Disney Research published a paper about their imitation learning program that will help improve television broadcasts. With the help of the California Institute of Technology, Disney has begun to develop machine-learning algorithms to make automated cameras more human-like. The hope is to find the right balance between covering all of the action and making it as smooth as possible.
Studying the movements of human camera operators allows the Disney Research team and their partners to understand why the current software would cover a certain play differently than human operators. The software that controls the automated cameras will learn to become aware of any mistakes they might make, in order to correct them in the future.
The automated cameras will learn how human camera operators work by studying every aspect of a game they chose to cover. The hope is to try to eliminate the jerky footage that automated cameras are known for.
Currently automated sports cameras don’t follow the ball in either soccer or basketball. They try and capture the best action by understanding player movement, with the hope of anticipating the flow of play. If the automated cameras guess wrong, the broadcast looks less then stellar.

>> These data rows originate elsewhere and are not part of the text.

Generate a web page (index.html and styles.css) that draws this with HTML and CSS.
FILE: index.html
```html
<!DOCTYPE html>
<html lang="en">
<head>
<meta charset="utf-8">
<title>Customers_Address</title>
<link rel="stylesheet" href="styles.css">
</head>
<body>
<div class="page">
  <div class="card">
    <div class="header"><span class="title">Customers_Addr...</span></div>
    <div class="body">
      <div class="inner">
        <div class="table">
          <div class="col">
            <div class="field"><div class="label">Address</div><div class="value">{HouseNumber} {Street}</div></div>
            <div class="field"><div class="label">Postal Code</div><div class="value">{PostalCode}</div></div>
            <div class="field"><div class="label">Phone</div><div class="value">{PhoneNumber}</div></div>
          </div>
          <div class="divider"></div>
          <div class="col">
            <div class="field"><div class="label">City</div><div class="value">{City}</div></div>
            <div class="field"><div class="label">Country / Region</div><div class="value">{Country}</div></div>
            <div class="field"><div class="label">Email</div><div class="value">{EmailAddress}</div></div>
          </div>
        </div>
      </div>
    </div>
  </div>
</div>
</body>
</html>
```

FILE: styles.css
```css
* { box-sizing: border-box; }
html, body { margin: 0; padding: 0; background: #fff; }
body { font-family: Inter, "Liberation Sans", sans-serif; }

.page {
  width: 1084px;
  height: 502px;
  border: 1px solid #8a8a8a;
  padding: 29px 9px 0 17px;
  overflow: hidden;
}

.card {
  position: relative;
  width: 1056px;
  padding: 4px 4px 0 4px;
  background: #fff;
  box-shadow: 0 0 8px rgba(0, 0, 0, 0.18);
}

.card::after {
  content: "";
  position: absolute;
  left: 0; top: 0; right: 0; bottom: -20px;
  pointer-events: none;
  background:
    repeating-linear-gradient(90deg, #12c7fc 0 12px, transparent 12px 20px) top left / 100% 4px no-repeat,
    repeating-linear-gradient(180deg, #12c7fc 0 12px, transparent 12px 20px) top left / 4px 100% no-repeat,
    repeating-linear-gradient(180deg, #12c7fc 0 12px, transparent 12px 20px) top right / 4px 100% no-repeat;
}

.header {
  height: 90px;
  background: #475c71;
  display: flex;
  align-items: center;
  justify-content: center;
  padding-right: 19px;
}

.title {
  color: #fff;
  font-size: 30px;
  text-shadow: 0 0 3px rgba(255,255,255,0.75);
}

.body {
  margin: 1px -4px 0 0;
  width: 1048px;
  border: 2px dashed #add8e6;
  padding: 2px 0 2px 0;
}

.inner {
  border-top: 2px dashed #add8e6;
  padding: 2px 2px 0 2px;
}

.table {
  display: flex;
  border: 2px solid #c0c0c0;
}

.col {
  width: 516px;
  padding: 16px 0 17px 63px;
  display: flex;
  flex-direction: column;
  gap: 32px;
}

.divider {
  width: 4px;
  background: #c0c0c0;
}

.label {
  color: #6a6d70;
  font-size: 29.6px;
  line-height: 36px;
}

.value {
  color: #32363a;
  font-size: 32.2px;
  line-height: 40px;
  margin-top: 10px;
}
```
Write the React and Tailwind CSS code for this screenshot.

Jessica Hodgins, vice president at Disney Research, is excited about the direction they are heading.“This research demonstrates a significant advance in the use of imitation learning to improve camera planning and control during game conditions,” she said. “This is the sort of progress we need to realize the huge potential for automated broadcasts of sports and other live events.”
Human camera operators are able to understand the sports they are covering in a much more nuanced way. For one, they often have been watching, or even playing the game for a very long time. Now, automated cameras will be able to learn based on repetition just like their counterparts.
At times humans can be overly aggressive when trying to anticipate game action. Automated cameras tend to be more cautious, as they use algorithms based on player movement.
As of now Disney Research is only working to improve their automated camera coverage for basketball and soccer. Automated cameras have been able to cover basketball more successfully because there are fewer players on a much smaller playing surface.
A majority of Disney-owned ESPN’s live game coverage is for basketball and soccer. Although football is still the biggest sport in the United States, ESPN only broadcasts Monday Night Football.
SI.com’s Richard Deitsch covered ESPN and ABC’s coverage of the recently concluded NBA Finals. They used 30 cameras and 28 replay devices in both Oracle Arena and Quicken Loans Arena. ESPN’s Euro 2016 coverage is currently underway in France. Their 2010 World Cup coverage featured 30 television cameras, and one can assume this number has not gone down. Last year ESPN began experimenting with fewer remote broadcasts for their Major League Soccer coverage. So it’s safe to say Disney entities have invested in quality broadcasts before.
Now, with the new automated cameras learning from their human counterparts maybe fewer cameras will be needed than ever before.
Human camera operators will be used to cover sports for years to come. But with the help of automated cameras that will become more acutely aware of the nuances of the sports they are filming, fans might be able to experience better live broadcasts.